**TASK INSTRUCTIONS**
Find each line with the word "table" and state how many there are, nothing more.
_ _ _ _
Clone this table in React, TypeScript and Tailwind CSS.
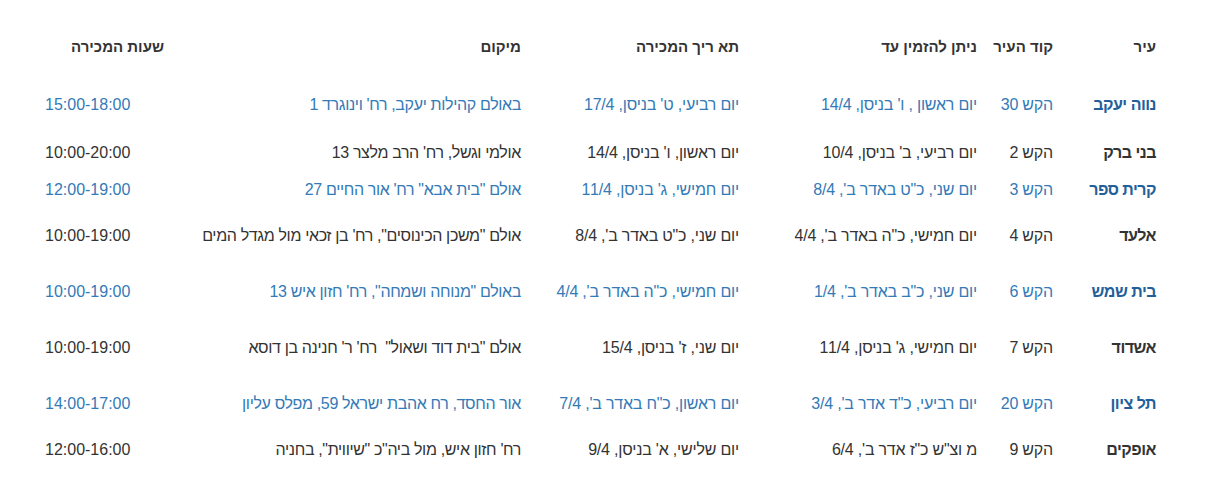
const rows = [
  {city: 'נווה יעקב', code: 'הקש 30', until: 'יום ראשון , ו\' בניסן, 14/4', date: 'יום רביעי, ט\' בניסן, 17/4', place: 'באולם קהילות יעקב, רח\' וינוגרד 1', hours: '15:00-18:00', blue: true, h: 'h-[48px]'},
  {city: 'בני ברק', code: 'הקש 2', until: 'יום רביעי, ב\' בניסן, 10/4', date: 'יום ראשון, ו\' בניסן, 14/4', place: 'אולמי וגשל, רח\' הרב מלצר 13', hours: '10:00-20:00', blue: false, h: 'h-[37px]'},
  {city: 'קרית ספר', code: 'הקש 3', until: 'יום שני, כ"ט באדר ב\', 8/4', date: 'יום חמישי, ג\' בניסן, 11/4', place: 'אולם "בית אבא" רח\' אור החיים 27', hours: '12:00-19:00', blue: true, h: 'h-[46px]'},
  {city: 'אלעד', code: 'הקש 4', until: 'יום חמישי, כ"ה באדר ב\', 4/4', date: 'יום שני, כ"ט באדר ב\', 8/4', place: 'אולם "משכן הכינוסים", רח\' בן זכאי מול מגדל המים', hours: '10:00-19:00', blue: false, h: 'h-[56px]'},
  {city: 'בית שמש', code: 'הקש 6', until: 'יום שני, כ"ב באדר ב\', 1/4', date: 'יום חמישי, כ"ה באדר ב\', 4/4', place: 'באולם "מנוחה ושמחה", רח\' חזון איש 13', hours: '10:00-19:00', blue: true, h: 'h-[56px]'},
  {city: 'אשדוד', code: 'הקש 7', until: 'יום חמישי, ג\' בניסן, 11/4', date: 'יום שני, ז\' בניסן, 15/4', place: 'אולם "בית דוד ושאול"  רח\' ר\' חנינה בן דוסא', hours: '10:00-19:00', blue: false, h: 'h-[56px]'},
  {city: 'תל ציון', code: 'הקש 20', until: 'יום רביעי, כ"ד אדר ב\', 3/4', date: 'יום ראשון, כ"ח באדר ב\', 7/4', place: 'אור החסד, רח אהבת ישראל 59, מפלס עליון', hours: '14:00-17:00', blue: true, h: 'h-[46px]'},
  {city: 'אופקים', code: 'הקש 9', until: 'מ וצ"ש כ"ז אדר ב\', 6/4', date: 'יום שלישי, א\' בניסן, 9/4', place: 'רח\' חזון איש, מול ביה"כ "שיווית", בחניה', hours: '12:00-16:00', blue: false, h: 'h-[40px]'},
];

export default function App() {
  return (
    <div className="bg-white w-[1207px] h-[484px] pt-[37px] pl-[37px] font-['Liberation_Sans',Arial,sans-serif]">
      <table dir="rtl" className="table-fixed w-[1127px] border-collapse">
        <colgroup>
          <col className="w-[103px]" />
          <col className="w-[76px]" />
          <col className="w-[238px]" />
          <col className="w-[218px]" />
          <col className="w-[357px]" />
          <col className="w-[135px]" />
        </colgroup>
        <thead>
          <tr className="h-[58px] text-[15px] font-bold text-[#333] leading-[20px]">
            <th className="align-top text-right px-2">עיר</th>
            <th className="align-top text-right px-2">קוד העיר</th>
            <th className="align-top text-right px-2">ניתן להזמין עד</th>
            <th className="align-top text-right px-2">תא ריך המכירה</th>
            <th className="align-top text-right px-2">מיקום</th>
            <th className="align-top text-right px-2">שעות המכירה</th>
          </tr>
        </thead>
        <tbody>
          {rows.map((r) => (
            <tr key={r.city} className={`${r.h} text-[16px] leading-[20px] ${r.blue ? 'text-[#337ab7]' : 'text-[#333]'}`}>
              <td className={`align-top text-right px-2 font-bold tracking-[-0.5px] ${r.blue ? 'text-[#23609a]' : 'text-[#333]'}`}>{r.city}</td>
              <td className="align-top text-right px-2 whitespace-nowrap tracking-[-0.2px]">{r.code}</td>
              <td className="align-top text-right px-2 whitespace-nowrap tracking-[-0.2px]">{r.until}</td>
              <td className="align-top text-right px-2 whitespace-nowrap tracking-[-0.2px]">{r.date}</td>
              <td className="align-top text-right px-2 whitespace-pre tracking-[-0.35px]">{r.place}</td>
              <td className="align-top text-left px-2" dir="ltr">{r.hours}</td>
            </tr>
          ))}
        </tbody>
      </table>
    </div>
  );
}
_ _ _ _
**RESPONSE FOR THIS EXERCISE**
3